但し、気配価格が離れている中で成立する取引に関しては、「これは仕手戦ではないか」「これはインサイダー取引ではないか」と推測する場立の「勘」が働き、証券市場の信頼を守るために慎重に対応してきました。
取引量と価格の関係においても、たった1株の取引で価格が大きく動くようなことは稀でした。そこには、場立という「人間」の経験と知恵と責任感が介在していたのです。
システム売買に移行し、相場の動きの傾向は明らかに変わりました。気配価格が離れていても取引が成立しやすくなり、少数の取引でも価格が動きやすくなりました。場立からシステム売買に移行した宿命です。
これを、時価総額=企業価値の観点から考えれば、要は、時価総額=企業価値の安定性が低下したとも言えます。「貯蓄から投資へ」という方針は、企業の経営者や従業員にこういう状態を提供することを狙いとしたものだったのでしょうか。ちょっと違うような気がします。
3.投資家とプレーヤー
投資家という言葉からは、企業の業績や財務内容、経済環境を分析し、長期的な視点から投資を行うというイメージが伝わってきます。あるいは、企業の将来性や経営者の才能、人間性を評価し、将来のリスクはあっても、企業や経営者を育てるために投資を行うという語感が伝わってきます。
一方、最近の投資家は、ジッと取引画面を見つめ、従来型のアプローチとは異なるセンスと経験によって、気配価格が離れていても確実にヒットしていきます。投資家というよりプレーヤーという表現が適当かもしれません。
今回のジェイコム株を巡る騒動から、一段とそうした印象が強まりました。個人投資家は必要です。プレーヤーの存在も否定するものではありません。しかし、経済全体として、あるいは、少々大袈裟かもしれませんが、日本国民の総意として、株式市場に何を求めるのかということを、もう一度よく考えておく必要があると思います。
現状のままでは、「貯蓄から投資へ」ではなく、「貯蓄からプレーへ」という感じです。株式市場は、企業の経営者や従業員が自らの努力によって企業価値を高める場というよりも、まさしくマネーゲームの場、昔風にいうと鉄火場になってしまった気がします。
「民」であっても守らなければならない、公共性、倫理、社会的責任。構造設計偽装問題ではそのことが問われています。
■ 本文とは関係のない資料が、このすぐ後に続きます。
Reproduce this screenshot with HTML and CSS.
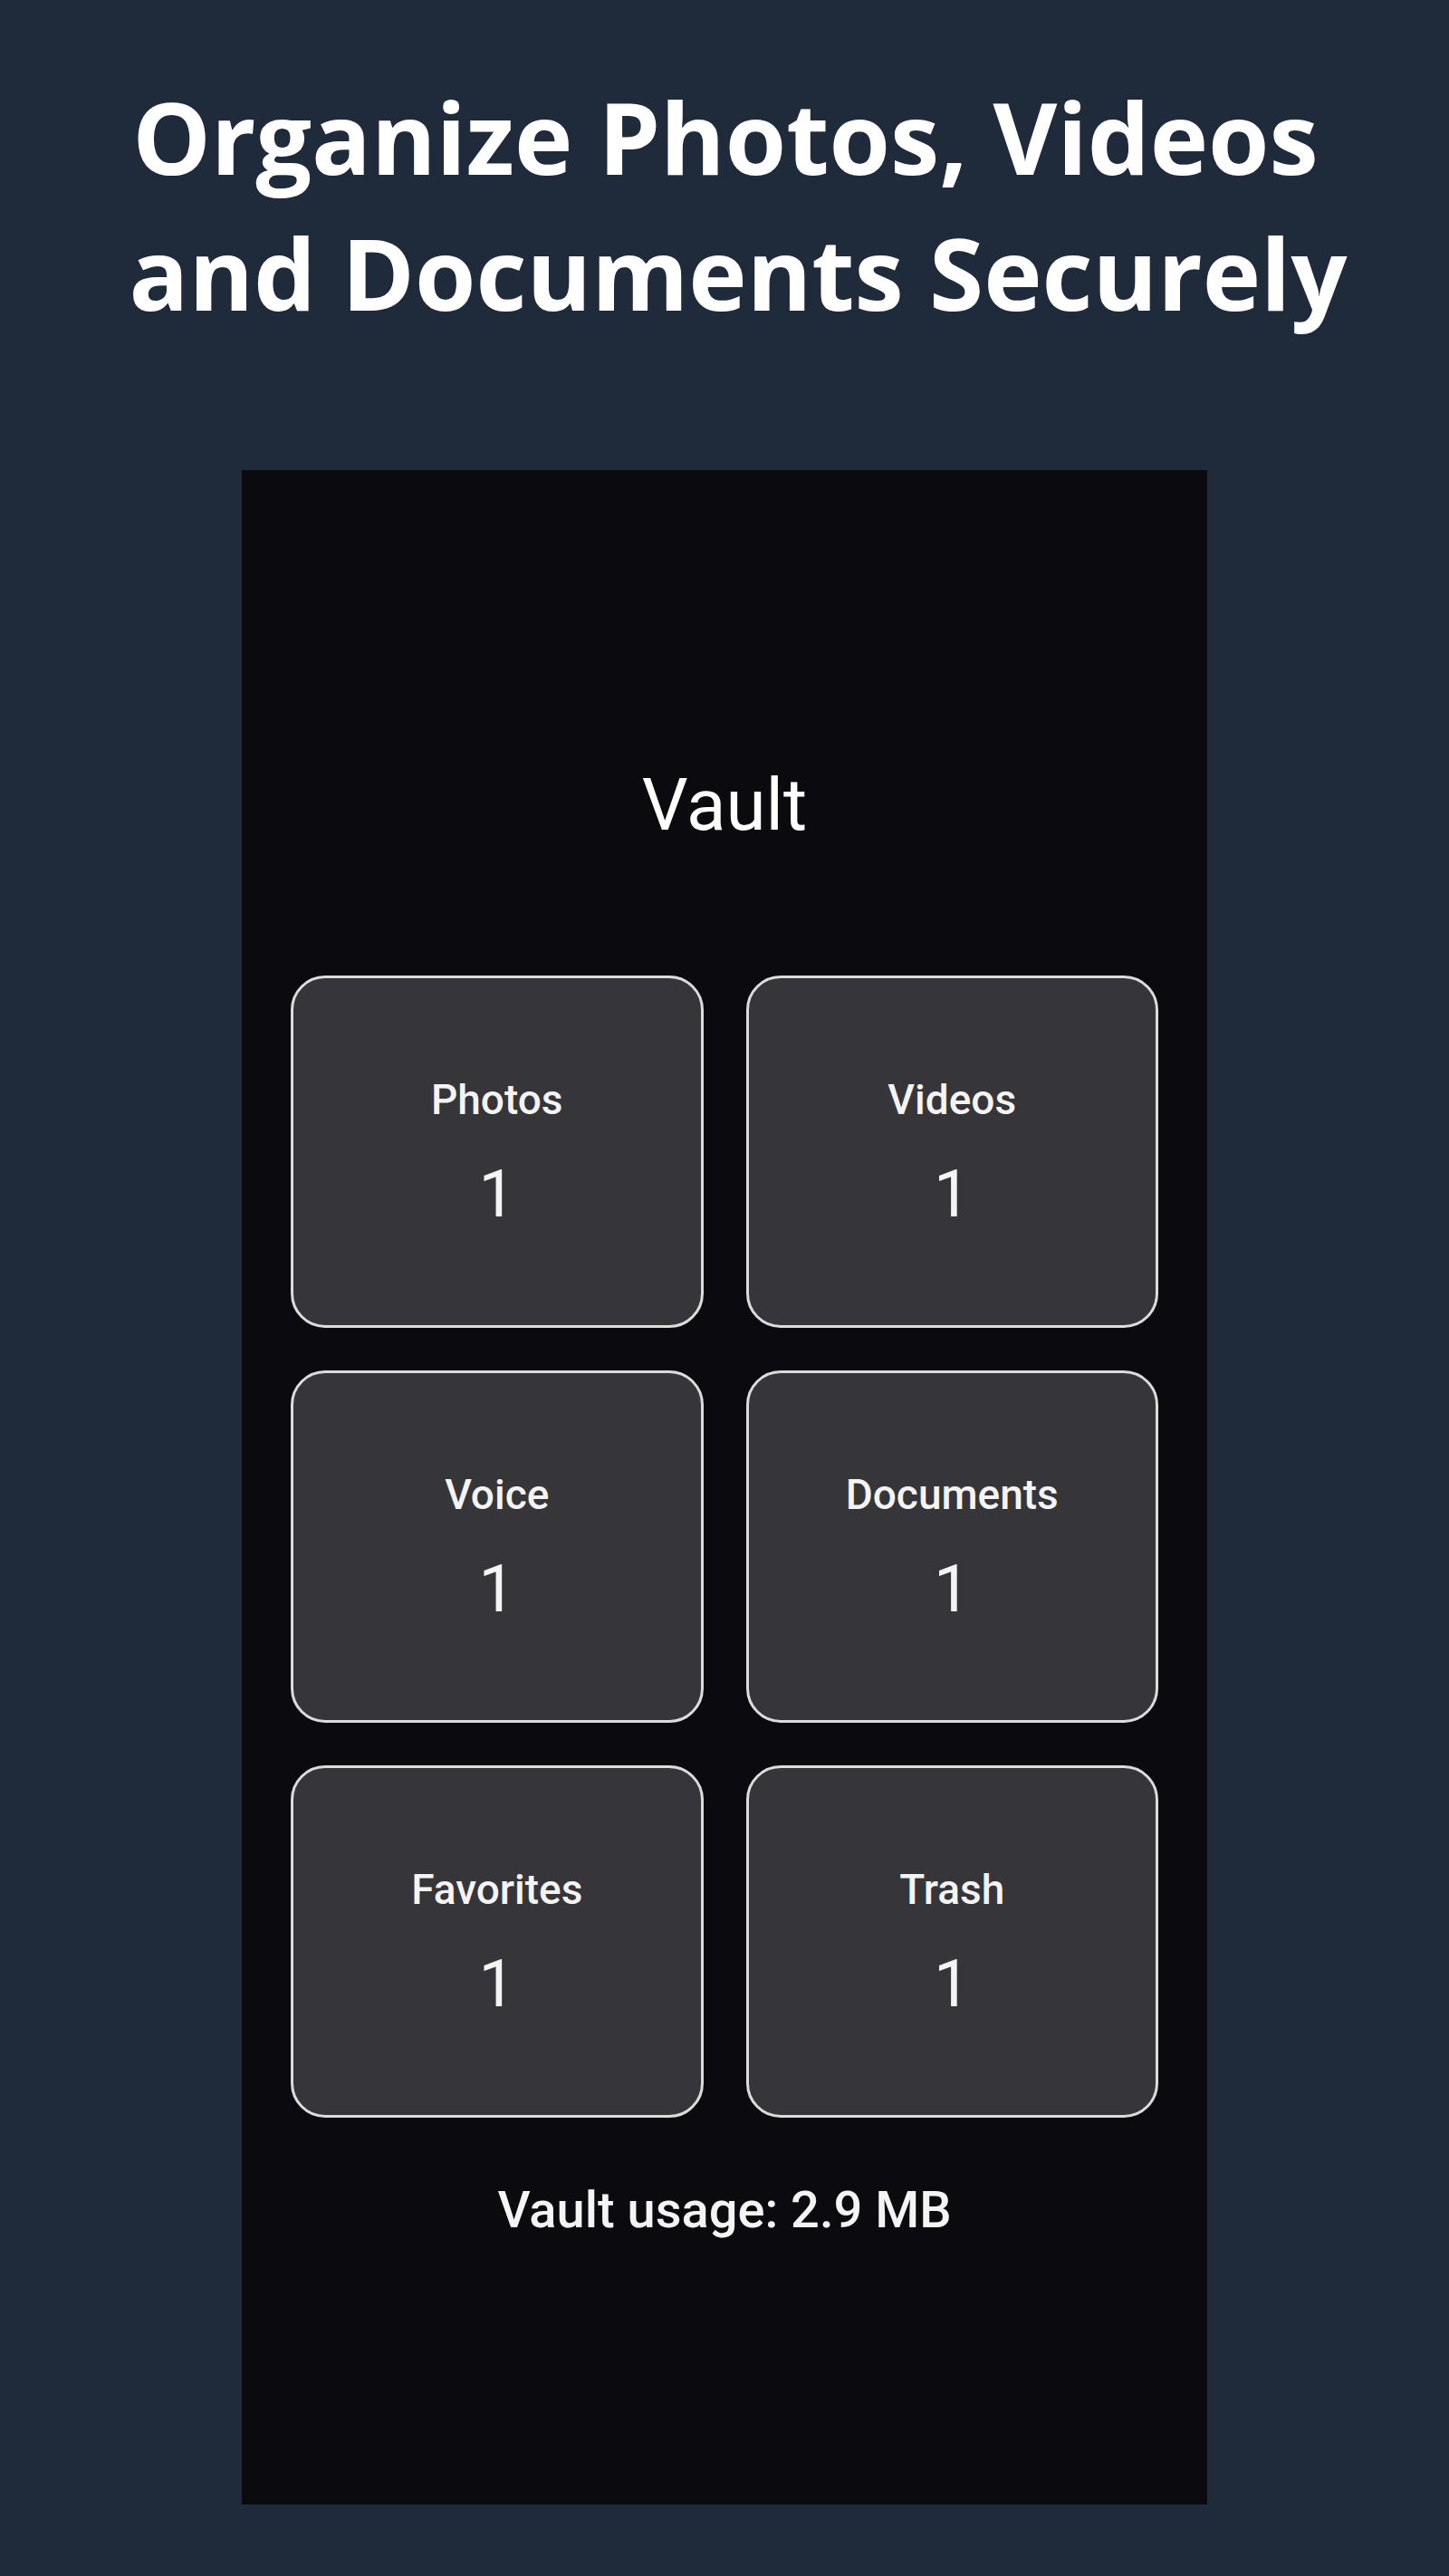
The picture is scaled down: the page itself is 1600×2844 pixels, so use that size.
FILE: index.html
```html
<!DOCTYPE html>
<html lang="en">
<head>
<meta charset="utf-8">
<title>Vault</title>
<link rel="stylesheet" href="styles.css">
</head>
<body>
<header class="hero">
  <h1 class="hero-title"><span class="hero-line hero-line-first">Organize Photos, Videos</span><span class="hero-line">and Documents Securely</span></h1>
</header>
<main class="phone">
  <h2 class="vault-title">Vault</h2>
  <section class="grid">
    <div class="card"><div class="card-label">Photos</div><div class="card-count">1</div></div>
    <div class="card"><div class="card-label">Videos</div><div class="card-count">1</div></div>
    <div class="card"><div class="card-label">Voice</div><div class="card-count">1</div></div>
    <div class="card"><div class="card-label">Documents</div><div class="card-count">1</div></div>
    <div class="card"><div class="card-label">Favorites</div><div class="card-count">1</div></div>
    <div class="card"><div class="card-label">Trash</div><div class="card-count">1</div></div>
  </section>
  <p class="usage">Vault usage: 2.9 MB</p>
</main>
</body>
</html>
```

FILE: styles.css
```css
* { box-sizing: border-box; }

html, body {
  margin: 0;
  padding: 0;
}

body {
  background: #1f2a3b;
  width: 1600px;
  height: 2844px;
  overflow: hidden;
  font-family: Roboto, "Liberation Sans", sans-serif;
  color: #ffffff;
}

.hero {
  padding-top: 76px;
  padding-left: 30px;
  height: 519px;
}

.hero-title {
  margin: 0;
  font-family: "Open Sans", "Liberation Sans", sans-serif;
  font-weight: 700;
  font-size: 109px;
  line-height: 150px;
  text-align: center;
  color: #ffffff;
}

.hero-line {
  display: block;
}

.hero-line-first {
  padding-right: 28px;
}

.phone {
  width: 1066px;
  height: 2246px;
  margin: 0 auto;
  background: #0b0b0f;
  padding: 323px 54px 0;
  display: flex;
  flex-direction: column;
  align-items: stretch;
}

.vault-title {
  margin: 0;
  font-weight: 400;
  font-size: 80px;
  line-height: 94px;
  text-align: center;
  color: #ffffff;
}

.grid {
  margin-top: 141px;
  display: grid;
  grid-template-columns: 1fr 1fr;
  grid-auto-rows: 389px;
  column-gap: 47px;
  row-gap: 47px;
}

.card {
  background: #363539;
  border: 3px solid #dcdcdc;
  border-radius: 38px;
  padding-top: 5px;
  display: flex;
  flex-direction: column;
  align-items: center;
  justify-content: center;
  gap: 36px;
}

.card-label {
  font-weight: 500;
  font-size: 46px;
  line-height: 54px;
  color: #f4f4f4;
}

.card-count {
  font-weight: 400;
  font-size: 72px;
  line-height: 84px;
  color: #f4f4f4;
}

.usage {
  margin: 69px 0 0;
  font-weight: 500;
  font-size: 56px;
  line-height: 66px;
  text-align: center;
  color: #f4f4f4;
}
```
株取引誤発注問題でも、東証や市場参加者に同様のことが問われています。それと同時に、この問題では、システム依存の社会構造、責任ある立場の人々(例えば、東証経営陣)のシステムリテラシーの低さ、さらには、株式市場の本質、「貯蓄から投資へ」という時流の意味など、日本社会の深層に潜む構造問題が問われています。
「構造偽装」、本当に危ないのは「日本社会の構造」だ。そう申し上げて、今年最後のメルマガを締め括らせて頂きます。「日本社会の構造問題」、来年の通常国会でシッカリ議論させて頂きます。1年間のご愛読、誠にありがとうございました。来年もよろしくお願い致します。